Dass die zuletzt eher schwachen Ergebnisse der deutschen Nationalmannschaft noch keine richtige Vorfreude auf die Europameisterschaft 2024 haben aufkommen lassen, beunruhigt FVM-Geschäftsführer Dirk Brennecke nicht: „Je näher das Turnier heranrückt, desto größer wird die Begeisterung in der Bevölkerung werden. Mit dem ersten Anpfiff bekommt das eine Eigendynamik.“ Der Verband habe bis zur WM 2014 zurückgerechnet und festgestellt, „dass 15 bis 30 Prozent eines Geburtsjahrgangs nach einem solchen Sportgroßereignis in einen Fußballverein eintreten. Die Kinder werden kommen.“

FVM ruft „Jahr der Schiris“ aus

Nach so viel Enthusiasmus fiel es den Verbandsvertretern beinahe schwer, wieder zum Alltagsgeschäft zurückzukehren, zumal mit den Themen „Schiedsrichter“ und „Gewalt auf Fußballplätzen“ noch zwei schwer verdauliche Angelegenheiten zu besprechen waren. Um dem Schwund an Unparteiischen entgegenzuwirken, hat der FVM das „Jahr der Schiris“ ausgerufen.

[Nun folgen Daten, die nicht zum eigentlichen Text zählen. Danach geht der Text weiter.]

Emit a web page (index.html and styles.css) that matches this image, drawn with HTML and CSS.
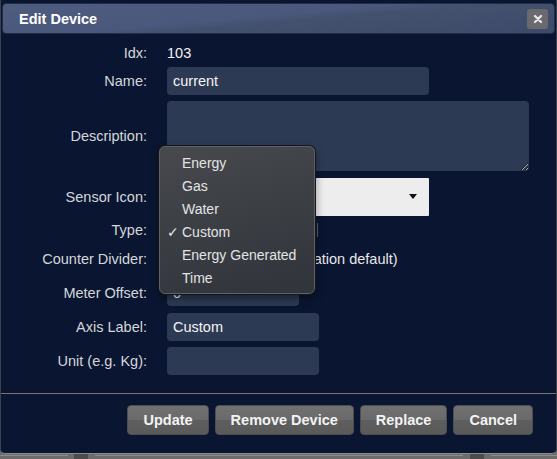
FILE: index.html
```html
<!DOCTYPE html>
<html>
<head>
<meta charset="utf-8">
<link rel="stylesheet" href="styles.css">
</head>
<body>
<div class="dialog">
  <div class="titlebar">
    <span class="title">Edit Device</span>
    <button class="close" aria-label="close">
      <svg width="10" height="10" viewBox="0 0 10 10"><path d="M2 2 L8 8 M8 2 L2 8" stroke="#e6e6e6" stroke-width="2.4" stroke-linecap="round"/></svg>
    </button>
  </div>
  <div class="form">
    <div class="lbl">Idx:</div>
    <div class="val">103</div>

    <div class="lbl">Name:</div>
    <div class="val"><input class="field w-name" value="current"></div>

    <div class="lbl">Description:</div>
    <div class="val"><textarea class="field area"></textarea></div>

    <div class="lbl">Sensor Icon:</div>
    <div class="val"><div class="select-light"><span class="arrow"></span></div></div>

    <div class="lbl">Type:</div>
    <div class="val"><div class="type-select"></div></div>

    <div class="lbl">Counter Divider:</div>
    <div class="val row-inline"><input class="field w-div" value="0"><span class="note">(0 = use application default)</span></div>

    <div class="lbl">Meter Offset:</div>
    <div class="val"><input class="field w-offset" value="0"></div>

    <div class="lbl">Axis Label:</div>
    <div class="val"><input class="field w-short" value="Custom"></div>

    <div class="lbl">Unit (e.g. Kg):</div>
    <div class="val"><input class="field w-short" value=""></div>
  </div>
  <div class="sep"></div>
  <div class="buttons">
    <button class="btn">Update</button>
    <button class="btn">Remove Device</button>
    <button class="btn">Replace</button>
    <button class="btn">Cancel</button>
  </div>
</div>
<div class="behind">
  <span class="b-line b1"></span>
  <span class="b-sq"></span>
  <span class="b-line b2"></span>
  <span class="b-sq"></span>
  <span class="b-line b3"></span>
</div>

<div class="menu">
  <div class="item">Energy</div>
  <div class="item">Gas</div>
  <div class="item">Water</div>
  <div class="item checked"><span class="check">✓</span>Custom</div>
  <div class="item">Energy Generated</div>
  <div class="item">Time</div>
</div>
</body>
</html>
```

FILE: styles.css
```css
html, body {
  margin: 0;
  padding: 0;
}
body {
  width: 557px;
  height: 459px;
  overflow: hidden;
  background: #6c6c6c;
  font-family: "Liberation Sans", Arial, Helvetica, sans-serif;
  position: relative;
}
.dialog {
  width: 557px;
  height: 454px;
  box-sizing: border-box;
  background: #0a1631;
  border-bottom: 1px solid #8a8a8a;
  border-left: 1px solid #3a4252;
  border-right: 1px solid #3a4252;
  border-radius: 0 0 5px 5px;
  overflow: hidden;
}
.titlebar {
  margin: 3px 1px 0 1px;
  height: 31px;
  box-sizing: border-box;
  border: 1px solid #222c45;
  border-radius: 4px;
  background: linear-gradient(175deg, #4e5c7e 0%, #49587c 45%, #43516f 55%, #3d4a69 100%);
  display: flex;
  align-items: center;
  justify-content: space-between;
  padding: 0 6px 0 16px;
}
.title {
  color: #ffffff;
  font-weight: bold;
  font-size: 14.5px;
}
.close {
  width: 21px;
  height: 20px;
  padding: 0;
  border: none;
  border-radius: 3px;
  background: #696a6d;
  display: flex;
  align-items: center;
  justify-content: center;
}
.form {
  margin-top: 9px;
  display: grid;
  grid-template-columns: 146px 1fr;
  column-gap: 20px;
  grid-template-rows: 19px 38px 72px 49px 18px 40px 28px 40px 28px;
  align-items: center;
}
.lbl {
  text-align: right;
  color: #d4d6da;
  font-size: 14.5px;
}
.val {
  color: #f2f2f2;
  font-size: 14.5px;
  display: flex;
  align-items: center;
}
.field {
  box-sizing: border-box;
  border: none;
  outline: none;
  border-radius: 4px;
  background: #2c3a54;
  color: #f4f4f4;
  font-family: "Liberation Sans", Arial, Helvetica, sans-serif;
  font-size: 14.5px;
  padding: 0 6px;
  margin: 0;
}
.w-name { width: 262px; height: 28px; }
.area {
  width: 362px;
  height: 70px;
  resize: both;
  display: block;
}
.w-div { width: 46px; height: 22px; margin-right: 6px; }
.w-offset { width: 132px; height: 26px; }
.w-short { width: 152px; height: 28px; }
.select-light {
  width: 262px;
  height: 38px;
  box-sizing: border-box;
  background: #ededed;
  border-radius: 1px;
  position: relative;
  display: flex;
  align-items: center;
  justify-content: flex-end;
  padding-right: 12px;
}
.arrow {
  width: 0;
  height: 0;
  border-left: 4px solid transparent;
  border-right: 4px solid transparent;
  border-top: 5px solid #111;
}
.type-select {
  width: 150px;
  height: 14px;
  border-right: 1px solid #5a5e66;
}
.row-inline { white-space: nowrap; }
.note {
  color: #e8e8e8;
  font-size: 14.5px;
}
.sep {
  margin-top: 18px;
  height: 1px;
  background: #77736d;
}
.buttons {
  margin-top: 11px;
  display: flex;
  justify-content: flex-end;
  gap: 6px;
  padding-right: 23px;
}
.btn {
  height: 30px;
  padding: 0 15px;
  border: 1px solid #4e4e4e;
  border-radius: 4px;
  background: linear-gradient(#717171 0%, #6a6a6a 48%, #5e5e5e 52%, #5a5a5a 100%);
  color: #f3f3f3;
  font-family: "Liberation Sans", Arial, Helvetica, sans-serif;
  font-weight: bold;
  font-size: 14.5px;
}
.behind {
  height: 5px;
  display: flex;
  align-items: flex-start;
}
.b-line {
  height: 1px;
  margin-top: 1px;
  background: #8c8c8c;
  border-radius: 1px;
}
.b1 { width: 68px; margin-right: 6px; }
.b-sq {
  width: 14px;
  height: 5px;
  background: #4c4c4c;
}
.b2 { width: 368px; margin: 1px 7px 0 7px; }
.b3 { flex: 1; margin-left: 7px; }
.menu {
  position: absolute;
  left: 159px;
  top: 146px;
  width: 156px;
  height: 148px;
  box-sizing: border-box;
  border: 1px solid #5e6064;
  border-radius: 6px;
  background: linear-gradient(165deg, #47494d 0%, #3c3f44 45%, #30343b 100%);
  box-shadow: 0 0 0 1px #15171c, 0 4px 10px rgba(0,0,0,0.45);
  padding-top: 5px;
}
.item {
  position: relative;
  height: 23px;
  line-height: 23px;
  padding-left: 22px;
  color: #e4e4e4;
  font-size: 14px;
}
.check {
  position: absolute;
  left: 7px;
  top: 0;
  font-family: "DejaVu Sans", sans-serif;
  font-size: 14px;
}
```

Im Verbandsgebiet hat man in den vergangenen zehn Jahre 500 Referees verloren. „Wir wollen eine neue Wertschätzungskultur einleiten. Die aktiven Schiris sollen gebunden, neue hinzugewonnen werden“, erläutert Katzidis, der die Schiedsrichter stärker in das Vereinsleben einbinden will.

Katzidis will „Gemeinsam gegen Gewalt auf Fußballplätzen“ vorgehen

„Unsere Umfragen haben ergeben, dass Gewalt nicht der Grund ist, warum Schiedsrichter aufhören zu pfeifen“, erläuterte Brennecke und leitete so zum letzten Punkt über: die Kampagne „Gemeinsam gegen Gewalt auf Fußballplätzen“.

Gemessen an der Anzahl der Spiele ist die Quote jener Partien, bei denen es zu Gewalt, Diskriminierung und Störungen kommt, gering. Alle drei Delikte ergeben zusammen etwas mehr als ein Prozent. „Trotz geringer Quote ist es eine Herausforderung für den Fußball“, so Katzidis, für den Prävention entscheidend ist: „Zu Hause, in der Schule, das dortige Verhalten setzt sich im Verein und auf den Sportplätzen fort.“

Die Funktionäre stellen, so sagen sie, auch an sich selbst Ansprüche. Sie wollen „jederzeit einen offenen, ehrlichen und gradlinigen Umgang pflegen und nichts totschweigen.“ Dazu gehörten klare Ziele, Haltungen und Positionen.